Technology is a counterbalancing way of trying to minimize what is a slippery sloped attempt to keep up with the worsening state of public safety.

That’s when they used to teach you how to be a soldier during your schooling, I think. and if they’re gonna resume the draft then they should probably resume that, too. But keep all the other stuff, including serving in the legislature. The smarter the soldier, the less dumb the reasons for going to war. No one should be exempt.
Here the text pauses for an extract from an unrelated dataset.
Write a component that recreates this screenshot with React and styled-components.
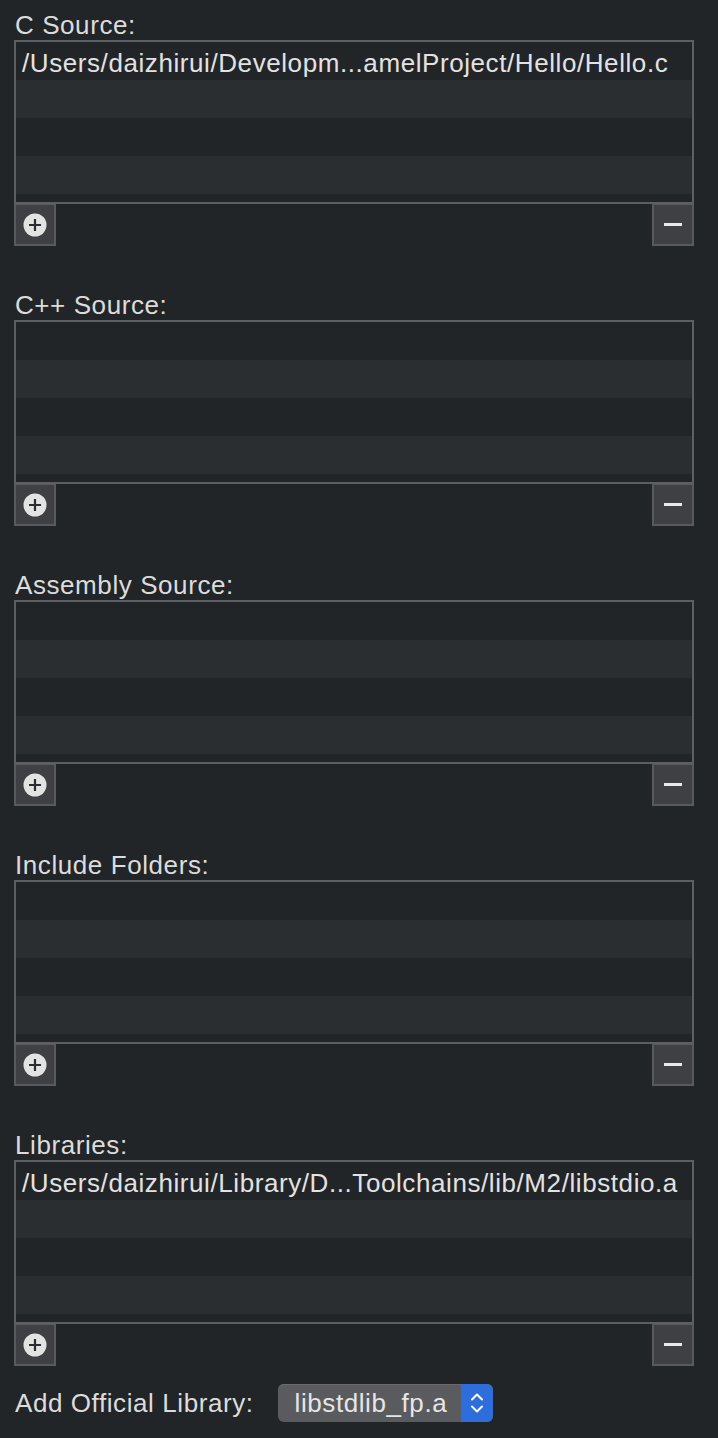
import React from 'react';
import styled, { createGlobalStyle } from "styled-components"

const GlobalStyle = createGlobalStyle`
    html, body {
        margin: 0;
        padding: 0;
        background: #222528;
    }
    body {
        font-family: "Liberation Sans", Arial, sans-serif;
        color: #dedede;
    }
`

const sections = [
    { title: "C Source:", items: ["/Users/daizhirui/Developm...amelProject/Hello/Hello.c"] },
    { title: "C++ Source:", items: [] },
    { title: "Assembly Source:", items: [] },
    { title: "Include Folders:", items: [] },
    { title: "Libraries:", items: ["/Users/daizhirui/Library/D...Toolchains/lib/M2/libstdio.a"] },
]

const PlusIcon = () => (
    <svg width="24" height="24" viewBox="0 0 24 24">
        <circle cx="12" cy="12" r="11.5" fill="#e3e3e3" />
        <path d="M12 6v12M6 12h12" stroke="#2a2c2f" strokeWidth="2.2" />
    </svg>
)

const Chevrons = () => (
    <svg width="16" height="26" viewBox="0 0 16 26">
        <path d="M3 9.5L8 4.5L13 9.5" fill="none" stroke="#fff" strokeWidth="2" strokeLinecap="round" strokeLinejoin="round" />
        <path d="M3 16.5L8 21.5L13 16.5" fill="none" stroke="#fff" strokeWidth="2" strokeLinecap="round" strokeLinejoin="round" />
    </svg>
)

const FileList = ({ title, items }) => {
    const rows = [0, 1, 2, 3, 4].map(i => items[i] || "")
    return (
        <Section>
            <Label>{title}</Label>
            <ListBox>
                {rows.map((text, i) => (
                    <Row key={i} $odd={i % 2 === 1}>{text}</Row>
                ))}
            </ListBox>
            <ButtonBar>
                <SquareButton><PlusIcon /></SquareButton>
                <SquareButton><MinusBar /></SquareButton>
            </ButtonBar>
        </Section>
    )
}

const App = () => {
    return (
        <Wrapper>
            <GlobalStyle />
            {sections.map(s => (
                <FileList key={s.title} title={s.title} items={s.items} />
            ))}
            <OfficialRow>
                <Label>Add Official Library:</Label>
                <Popup>
                    <PopupValue>libstdlib_fp.a</PopupValue>
                    <PopupArrows><Chevrons /></PopupArrows>
                </Popup>
            </OfficialRow>
        </Wrapper>
    )
}

export default App

const Wrapper = styled.div`
    width: 718px;
    height: 1438px;
    padding: 10px 24px 0 14px;
    box-sizing: border-box;
    display: flex;
    flex-direction: column;
    gap: 44px;
    overflow: hidden;
`

const Section = styled.div`
    display: flex;
    flex-direction: column;
`

const Label = styled.div`
    font-size: 26px;
    line-height: 30px;
    letter-spacing: 0.58px;
    padding-left: 1px;
    color: #dcdcdc;
`

const ListBox = styled.div`
    height: 164px;
    border: 2px solid #5d5f62;
    box-sizing: border-box;
    overflow: hidden;
    background: #222528;
`

const Row = styled.div`
    height: 38px;
    box-sizing: border-box;
    padding: 5px 0 0 6px;
    background: ${p => (p.$odd ? "#2b2e31" : "#222528")};
    font-size: 26px;
    line-height: 32px;
    letter-spacing: 0.58px;
    color: #e2e2e2;
    white-space: nowrap;
`

const ButtonBar = styled.div`
    display: flex;
    justify-content: space-between;
    height: 42px;
`

const SquareButton = styled.div`
    width: 42px;
    height: 42px;
    box-sizing: border-box;
    border: 2px solid #585a5d;
    border-top-width: 1px;
    background: #3e4043;
    display: flex;
    align-items: center;
    justify-content: center;
`

const MinusBar = styled.div`
    width: 18px;
    height: 3px;
    background: #e8e8e8;
    margin-top: -1px;
`

const OfficialRow = styled.div`
    display: flex;
    align-items: center;
    gap: 24px;
    margin-top: -26px;
    height: 38px;
`

const Popup = styled.div`
    display: flex;
    height: 38px;
    width: 215px;
    border-radius: 6px;
    overflow: hidden;
    background: #5a5b5e;
    box-shadow: inset 0 1px 0 #6a6b6e;
`

const PopupValue = styled.div`
    flex: 1;
    font-size: 26px;
    line-height: 38px;
    letter-spacing: 0.58px;
    padding-left: 17px;
    color: #e6e6e6;
`

const PopupArrows = styled.div`
    width: 32px;
    background: #2e6ddc;
    display: flex;
    align-items: center;
    justify-content: center;
`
If Socrates can fight as an old man, yada yada yada.

_
Psychological tests, but not ones with obvious/apparent/leading responses.

…also moral/ethical-dilemma tests, as well as role-playing in assigned scenarios of realistic situations… but I’m guessing that they probably already do that.
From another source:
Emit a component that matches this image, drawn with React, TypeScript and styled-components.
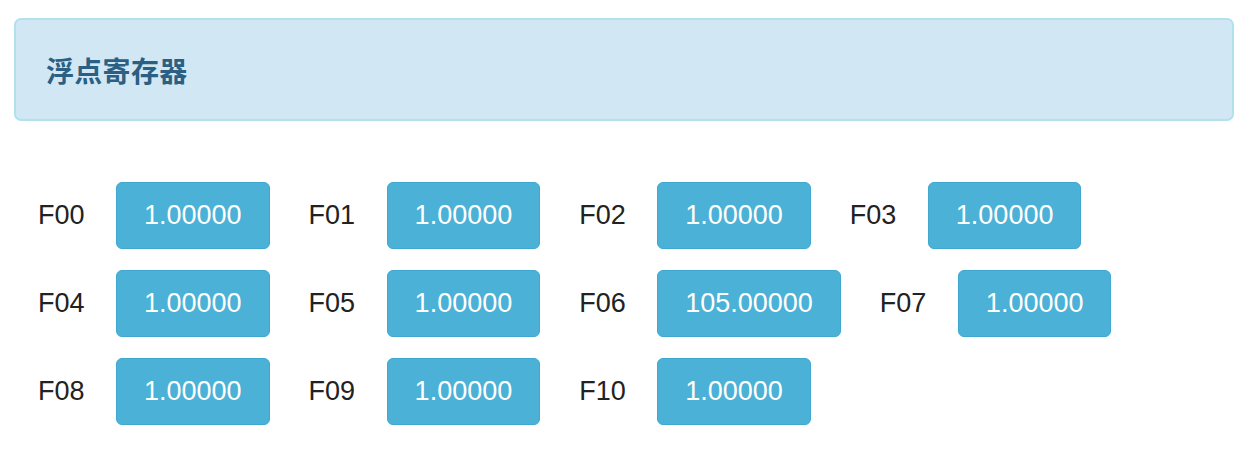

We have special constables here… civilians who volunteer to make London safer by investing their free time to take part in frontline police work, spending much of their time either on the streets, doing intelligence-based patrols in crime hotspots or taking part in crime-prevention initiatives.

They are really friendly and nobody troubles them, much… because they aren’t seen the same as waged police, so less-threatening I guess.

To quote Senator Joe Biden - “It’s a BONEHEAD idea.”

2 things.

  1. Denver started a programs called STARS that allows 911 operators to route certain calls to social workers etc rather than police and in nearly every case they were able to deescalate and help someone rather than throw them in jail. It has been by all accounts a huge success. Since the cops aren’t having to respond to those calls, it stands to reason that the funding that they would normally use for that purpose could be rerouted to those who are actually responding. This would technically, partially defund the police, but would create better outcomes in many cases.

denver7.com/news/local-news … -expansion

  1. I am currently at this very moment wearing this shirt that I got at a bookstore in Chicago. I was at the federal courthouse in Birmingham this morning waiting for press conferences about the hearings over the maps coming out of the Milligan case and I was really hoping to get caught by a local news camera in it.
    acabshirt.jpeg

Are you familiar with the “stop cop city” movement out of Atlanta? Or the murder of Tortuguita?

npr.org/2023/03/11/11628439 … Tortuguita.

Stanford Prison Experiment anyone?

Maybe if we lived in a society that trained everyone up on how to do things appropriately, the Stanford prison experiment wouldn’t have gone the way it did?

I’m not saying rotating as a peacekeeper is the way to train people up, but training people up to be peacekeepers and representatives and so forth (because you expect them to rotate eventually) will have better results than what’s happening now.

Yes, the government owning every body by compelling everyone into doing dangerous jobs against their will while giving everyone the legal and physical authority of force over others and which authority is, in almost every case, entirely undeserved and unearned. Definitely nothing could go wrong with that :laughing: =D> #-o

“Hey random person on the street whom we selected based on no screening criteria or standards whatsoever, surprise! You are now deputized and have the legal right to stop, search, harass, arrest, shoot and kill other people. Here is your badge and gun, enjoy!”

-you, apparently.

If they trained them up to do it right, it would be better than a jury of your peers.

& preventative

Yes because training prevents all problems. Like how police today already receive tons of training, and they never abuse their power or make fatal mistakes. Of course.

Weird to see we are living on entirely different planets somehow, but at least yours seems to be a bit nicer than this one.